For managing Databricks code, users typically create notebooks, upload them to the repository, and update them as needed. Git offers granular rights management, while TFS provides enhanced security features, allowing users to control access to code repositories effectively.

Can Databricks work with a private cloud?

Yes, Databricks can be used with a private cloud environment, but there are limitations. Databricks mainly operates on platforms like Amazon Web Services (AWS) and Microsoft Azure, utilizing open-source Spark technology. While it’s possible to set up your own cluster in a private cloud, you won’t have access to the advanced administration tools provided by Databricks.

What are the Benefits of Using Kafka with Azure Databricks?

Using Kafka with Azure Databricks allows for real-time streaming data processing and analysis. Kafka is a decentralized streaming platform that enables gathering data from various sources like sensors and logs, facilitating real-time processing and analysis of streaming data.

Can I use multiple languages in a single notebook?

Yes, you can use multiple languages like Scala and Python in a single notebook. For example, you can create a Scala DataFrame and use it as a reference in Python.
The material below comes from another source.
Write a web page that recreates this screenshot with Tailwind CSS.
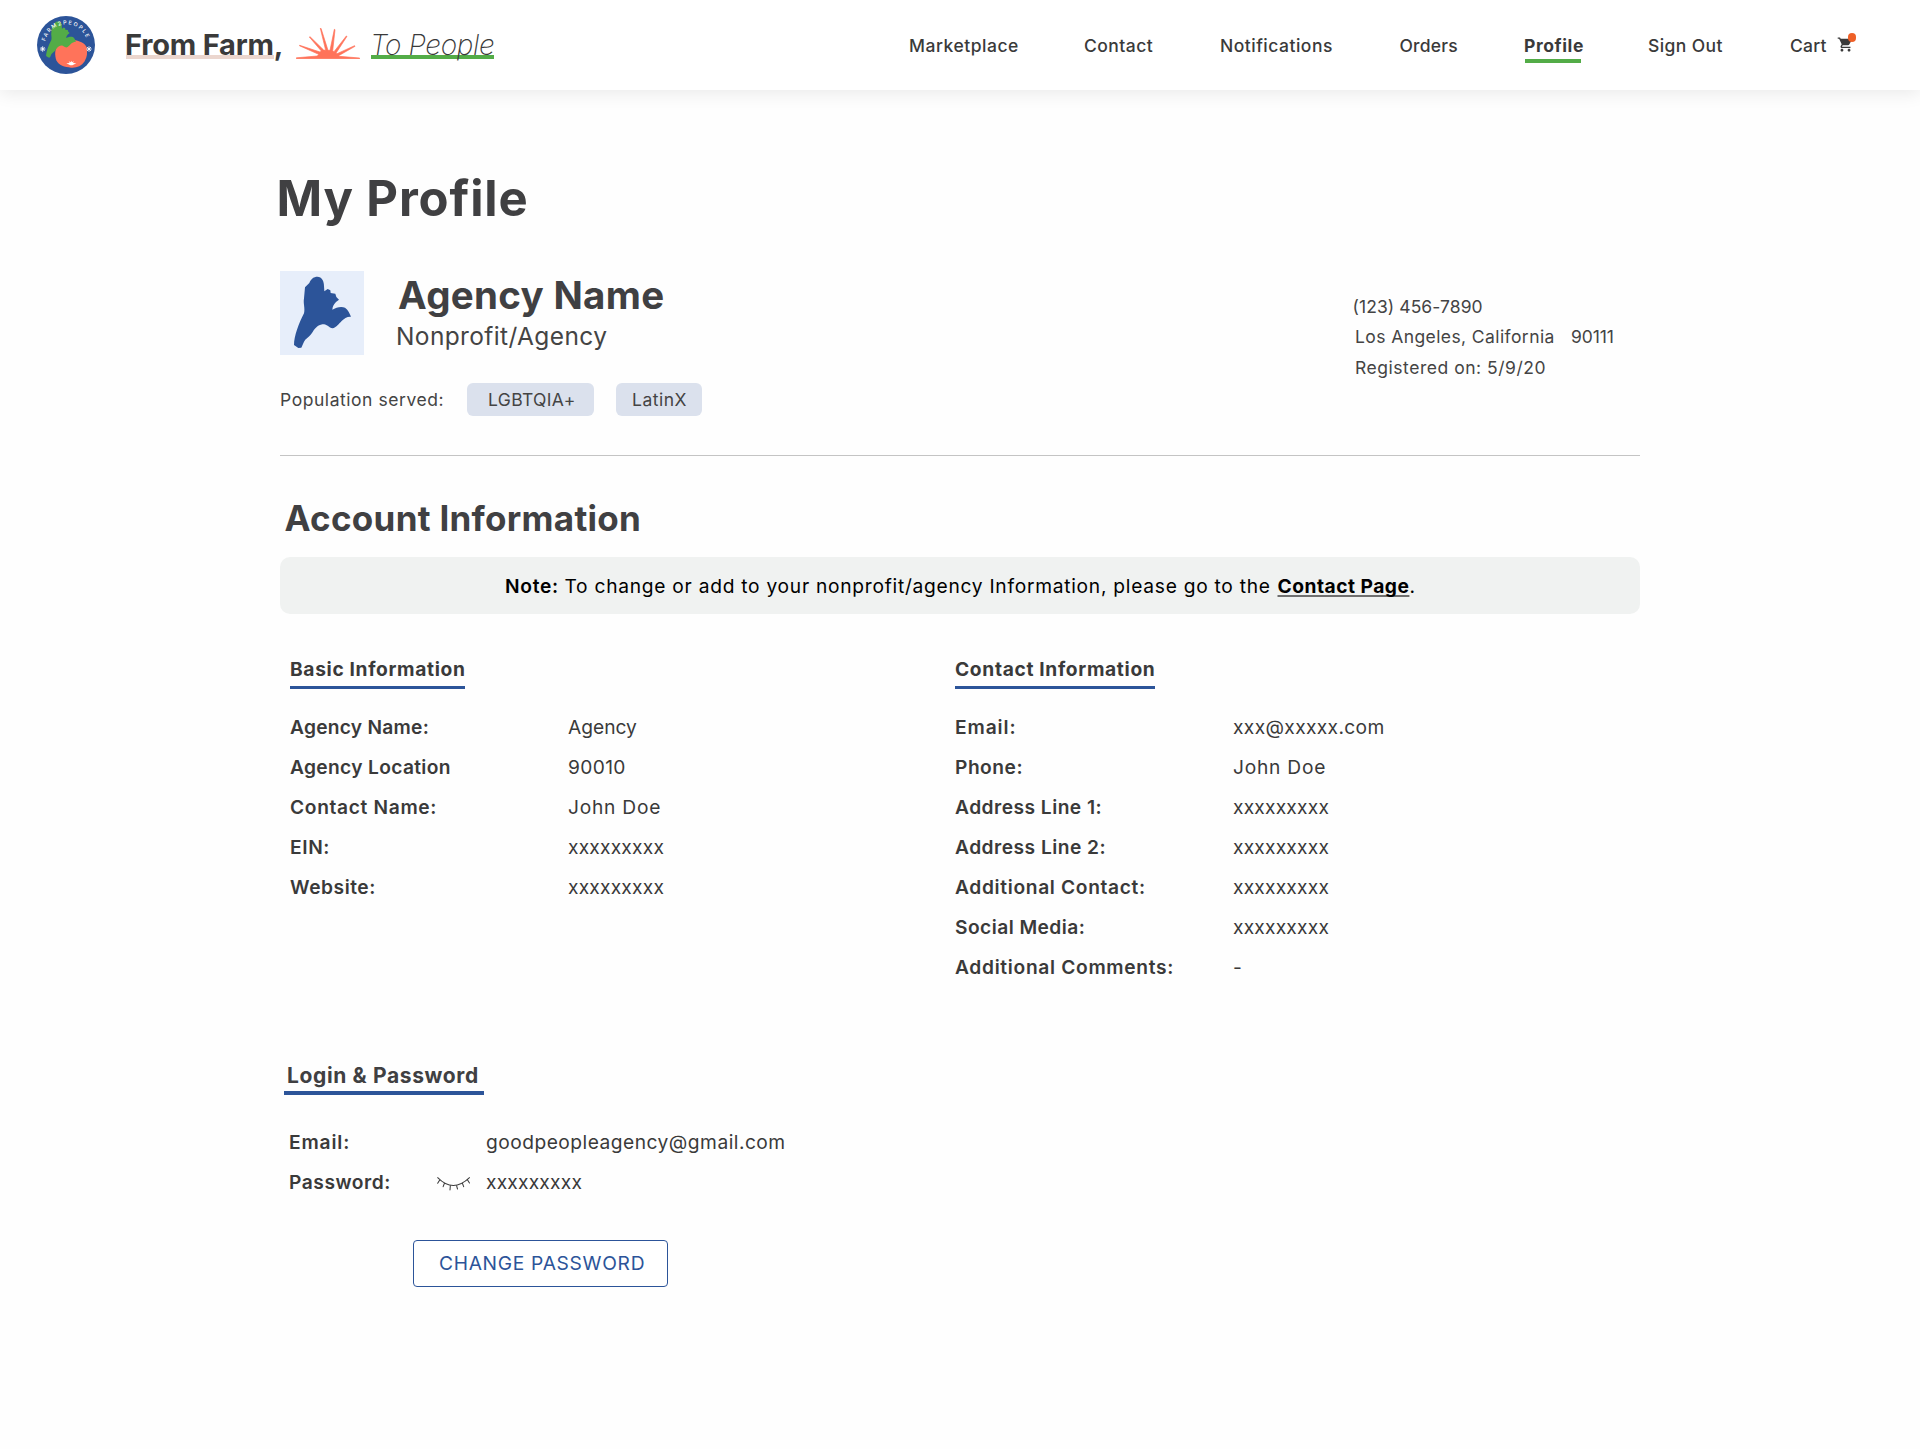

However, it’s essential to consider readability and maintainability when mixing languages in a notebook to ensure ease of debugging and collaboration.

Can I write code with VS Code and use its features with Databricks?

Yes, you can write code in VS Code and take advantage of features like syntax highlighting and IntelliSense. While you won’t have the full notebook experience, you can still write Python or Scala scripts. Alternatively, you can use Databricks Connect to work with VS Code and run critical tasks like unit tests.

Can Databricks be installed on a private cloud?

No, Databricks requires a public cloud provider like AWS or Microsoft Azure to run. While it’s technically possible to set up your own cluster in a private cloud, you won’t have access to the advanced features and control provided by Databricks on public cloud platforms.